New York City Mayor Bill de Blasio has reached a deal with civil rights attorneys on reforms to the New York Police Department's use of stop and frisk. He's ordered the city to withdraw its appeal of a federal judge's ruling last year that found the NYPD was violating the civil rights of black and Latino men and had ordered a federal monitor. De Blasio's predecessor, Mayor Michael Bloomberg, had vigorously fought the ruling and had long defended stop and frisk as an effective crime fighting tool.

Federal prosecutors announced they will seek the death penalty against Dzhokhar Tsarnaev in the Boston Marathon bombing. They accuse him of betraying his adopted country by carrying out a terrorist attack that was designed to cause maximum carnage. Tsarnaev moved to the United States from Russia a decade ago.

Amanda Knox has been convicted of murder, again.An appeals court in Italy has upheld the guilty verdict against Knox and her ex-boyfriend for the 2007 murder of her British roommate. She's been sentenced to 28-and-a-half years in prison, which means there could be a long legal battle ahead over whether she will be extradited from the United States. She has followed the latest trial from her home in Seattle.

Rep. Henry Waxman, one of Congress' fiercest negotiators and an architect of the Affordable Care Act, will retire at the end of the year after four decades in the House. The liberal Democrat from California explicitly condemned conservative House Republicans elected in 2010, saying, "I abhor the extremism of the tea party." He said he's "embarrassed that the greatest legislative body in the world too often operates in a partisan intellectual vacuum."

The latest economic numbers are an encouraging sign for 2014. The U.S. economy grew at a 3.2 percent annual rate in the final quarter of the year on the strongest consumer spending in three years. The Commerce Department says for 2013 as a whole, the economy grew at a tepid 1.8 percent. Many economists think this year growth could top 3 percent.

The governor of Georgia offered his clearest apology yet for not doing enough to prepare for a snowstorm that hit Atlanta and stranded thousands of people on icy, snowy streets. Gov.

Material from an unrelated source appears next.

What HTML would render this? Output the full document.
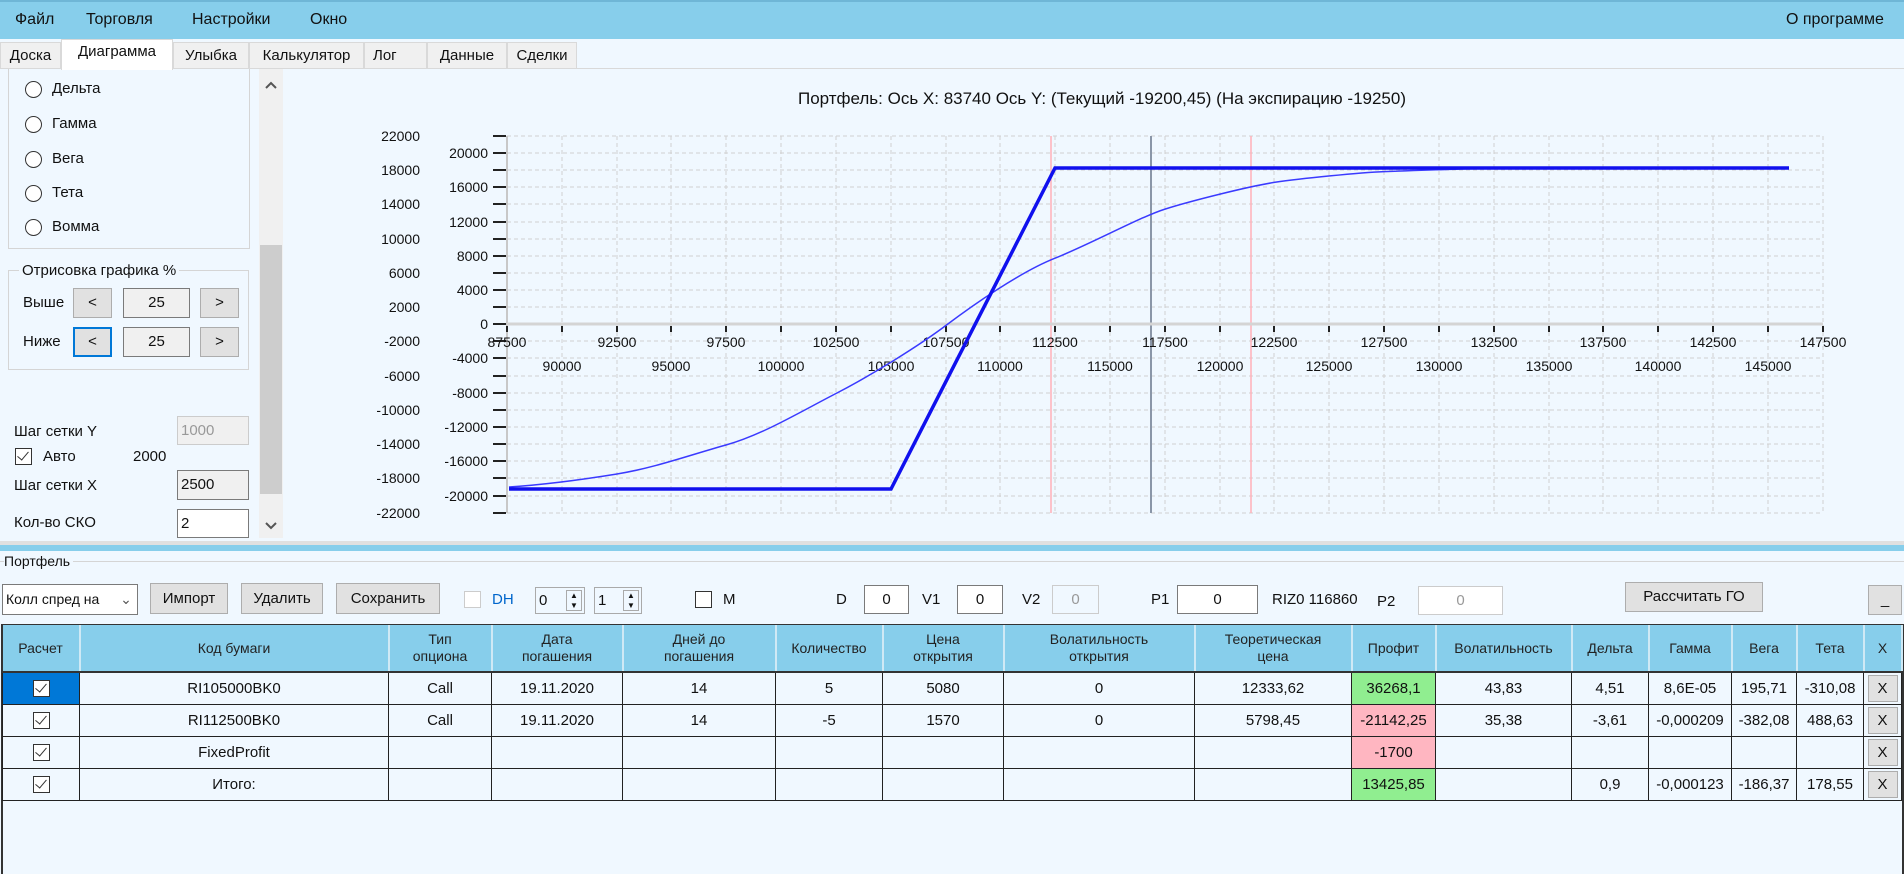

Nathan Deal acknowledged he was sleeping Tuesday morning when the National Weather Service upgraded its warning for the entire metro area. "Certainly, things could have been done earlier," he said. He pledged a full review of the state's emergency planning. Earlier, the governor had claimed the storm was "unexpected" and that "national forecasters" were wrong.

Authorities say a house fire in western Kentucky has killed as many as nine people and injured two others. A fire official says 11 people lived at the home in Greenville, Kentucky, which is about 130 miles southwest of Louisville.

New York City Schools Chancellor Carmen Fariña told hundreds of city principals that going forward, anyone who wants to be a principal will need at least seven years' experience.

With Ukraine in crisis amid ongoing protests, embattled president Viktor Yanukovych is taking sick leave. The presidential website says he has an acute respiratory illness and high fever.

Sunny and cold today with a high of 29. Tonight's low will be 24.